Among other attributes, a “good sleeper” has the ability to fall asleep anywhere and at any time.
Getting too little sleep may impact weight.
Remembering dreams is a sign of a good night’s sleep.
You can catch up on lost sleep on the weekends.
Teenagers need more sleep than adults.
You should never wake up a sleepwalker because there’s a risk of health complications.
False. Most research confirms that daytime naps do not have a substantial negative impact on sleep, despite sleep hygiene recommendations to avoid naps. Moreover, the nap duration seems to have limited effects on the relationship between napping and sleep. So, take a break and enjoy the benefits of a power nap for your energy levels, attention and performance!
True. According to a recent study analyzing 150,000 nights of data, moderate to vigorous activity in the 3 hours before bedtime is unrelated to sleep quality, and is instead linked to slightly longer sleep and early sleep onset. This means, the “too late for working out” excuse doesn’t fly anymore!
True. The latest research suggests that the use of the “Night shift” filter on your phone doesn’t really make a difference to your sleep, and that screenlight exposure doesn’t affect that much the time to fall asleep as believed before.
False. Sleep duration is important but sleep quality is the other essential factor to consider. A recent study found that the best amount of sleep is around 7 hours – meaning more isn’t necessarily better. Sleeping too much (also called hypersomnia) or excessive daytime sleepiness can be as bad as sleep deprivation and is frequently linked to different medical conditions, including diabetes and cardiovascular diseases.
False. Being able to fall asleep anywhere at any time is usually a symptom of chronic sleep restriction, an underlying sleep disorder (sleep apnea, narcolepsy…) or disorders linked to the circadian rhythm (for example, jet lag). Instead of focusing too much on being able to fall asleep anytime and anywhere, a proficient sleeper should try to keep to a regular sleep schedule that improves sleep quality that makes them feel great.
True. The amount of sleep an individual gets affects the hormones ghrelin and leptin, which control the feelings of hunger and satiation, respectively. Reduced leptin and elevated ghrelin have been reported in large population samples with sleep deprivation as well as an increased Body Mass Index (BMI). The changes in these hormones after shorter sleep durations are likely to increase appetite and may therefore as a consequence, lead to weight gain.
False. There’s no correlation between the ability to remember dreams and good sleep. Dreaming is the opposite of focused, intentional thinking and learning, hence dreams are likely more easily forgotten.
Of course, there are dreams that will always stand out, you may even remember some vivid ones dating back several years. But on the whole, as dreams are created when the brain is ‘off-guard’, they will not stay with you for long.

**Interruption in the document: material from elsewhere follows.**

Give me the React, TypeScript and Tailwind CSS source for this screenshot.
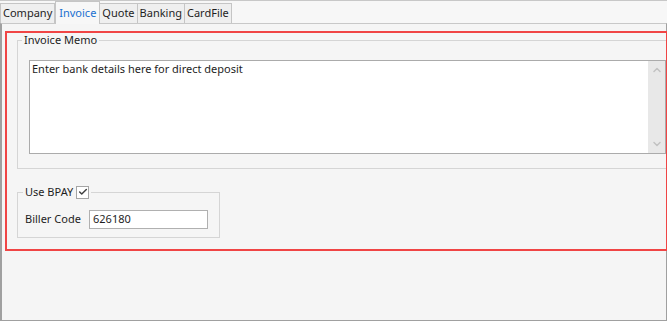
import { Check, ChevronDown, ChevronUp } from 'lucide-react';

const tabs = ['Company', 'Invoice', 'Quote', 'Banking', 'CardFile'];

export default function App() {
  const active = 'Invoice';

  return (
    <div className="w-[667px] h-[321px] bg-[#f5f5f5] flex flex-col text-[11px] text-[#1e1e1e] [font-family:'Noto_Sans',Arial,sans-serif] overflow-hidden">
      {/* tab strip */}
      <div className="h-[23px] flex items-end border-t border-[#c8c8c8] bg-[#f7f7f7]">
        {tabs.map((tab) =>
          tab === active ? (
            <div
              key={tab}
              className="h-[23px] px-[3px] flex items-center border border-b-0 border-[#c5c5c5] bg-[#f7f7f7] text-[#1a6fd0] -mb-px relative"
            >
              {tab}
            </div>
          ) : (
            <div
              key={tab}
              className="h-[20px] px-[2px] flex items-center border border-b-0 border-l-0 first:border-l border-[#c5c5c5] bg-[#efefef]"
            >
              {tab}
            </div>
          )
        )}
      </div>

      {/* tab page */}
      <div className="flex-1 border border-[#a0a0a0] border-t-[#c8c8c8] border-l-2 bg-[#f5f5f5] pt-[7px] pl-[3px]">
        <div className="border-2 border-[#f04545] mr-[-2px] pl-[10px] pb-[11px]">
          <fieldset className="border border-r-0 border-[#d5d5d5] pl-[11px] pb-[14px] pt-[13px]">
            <legend className="ml-[-7px] px-[2px] leading-[14px]">Invoice Memo</legend>
            <div className="h-[94px] border border-[#ababab] bg-white flex">
              <div className="flex-1 pl-[2px] pt-[1px] leading-[14px]">
                Enter bank details here for direct deposit
              </div>
              <div className="w-[17px] bg-[#e8e8e8] flex flex-col justify-between items-center py-[3px] text-[#c2c2c2]">
                <ChevronUp size={12} strokeWidth={3} />
                <ChevronDown size={12} strokeWidth={3} />
              </div>
            </div>
          </fieldset>

          <fieldset className="mt-[16px] w-[203px] border border-[#d5d5d5] pl-[7px] pb-[8px] pt-[11px]">
            <legend className="ml-[-2px] px-[2px] flex items-center gap-[3px] leading-[14px]">
              <span>Use BPAY</span>
              <span className="w-[13px] h-[13px] border border-[#a5a5a5] bg-white flex items-center justify-center text-[#404040]">
                <Check size={10} strokeWidth={3.5} />
              </span>
            </legend>
            <div className="flex items-center">
              <span className="w-[64px]">Biller Code</span>
              <div className="w-[119px] h-[19px] border border-[#b0b0b0] bg-white pl-[3px] flex items-center">
                626180
              </div>
            </div>
          </fieldset>
        </div>
      </div>
    </div>
  );
}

Keeping a journal or dream diary by your bed and noting down fragments of your dream as soon as you wake up, is your best bet for remembering them.
False. One may feel better in the short term after catching up on extra sleep during the weekend. However, research shows that it may take more than a week to fully recover from prolonged sleep loss. It requires regularity over the 7-day week and not only ‘catching up’ on weekends to make a sustained difference and counteract the impact of insufficient sleep (also referred to as sleep debt).
True. While individual differences always need to be taken into account, most teenagers (aged between 13-18) need a little over 9 hours of sleep to optimally perform.
As the teenage brain and body develop – quality sleep plays a crucial part in facilitating this process. Moreover, if teenagers stay up late it is not always simply a matter of choice – their body clocks start to naturally shift because of the different biological changes, many becoming night owls for prolonged periods of time as a result.
False. Waking up a sleepwalker is not going to hurt their health or even kill them. However, some experts discourage it, as it can make them feel confused, disoriented and distressed. The best thing to do is to watch over them and lead them back to bed so that they don’t hurt themselves or others. They will remain asleep and will not remember anything when they wake up.
Spotting sleep myths to promote better sleep habits
Being able to separate fact from fiction with regards to sleep is an important step in promoting better sleep habits and by doing so improving your sleep and overall health. We hope the quiz has helped debunk some of the more popular sleep myths out there and that in the process you’ve picked up some helpful facts on sleep to help create new, sustainable sleep habits.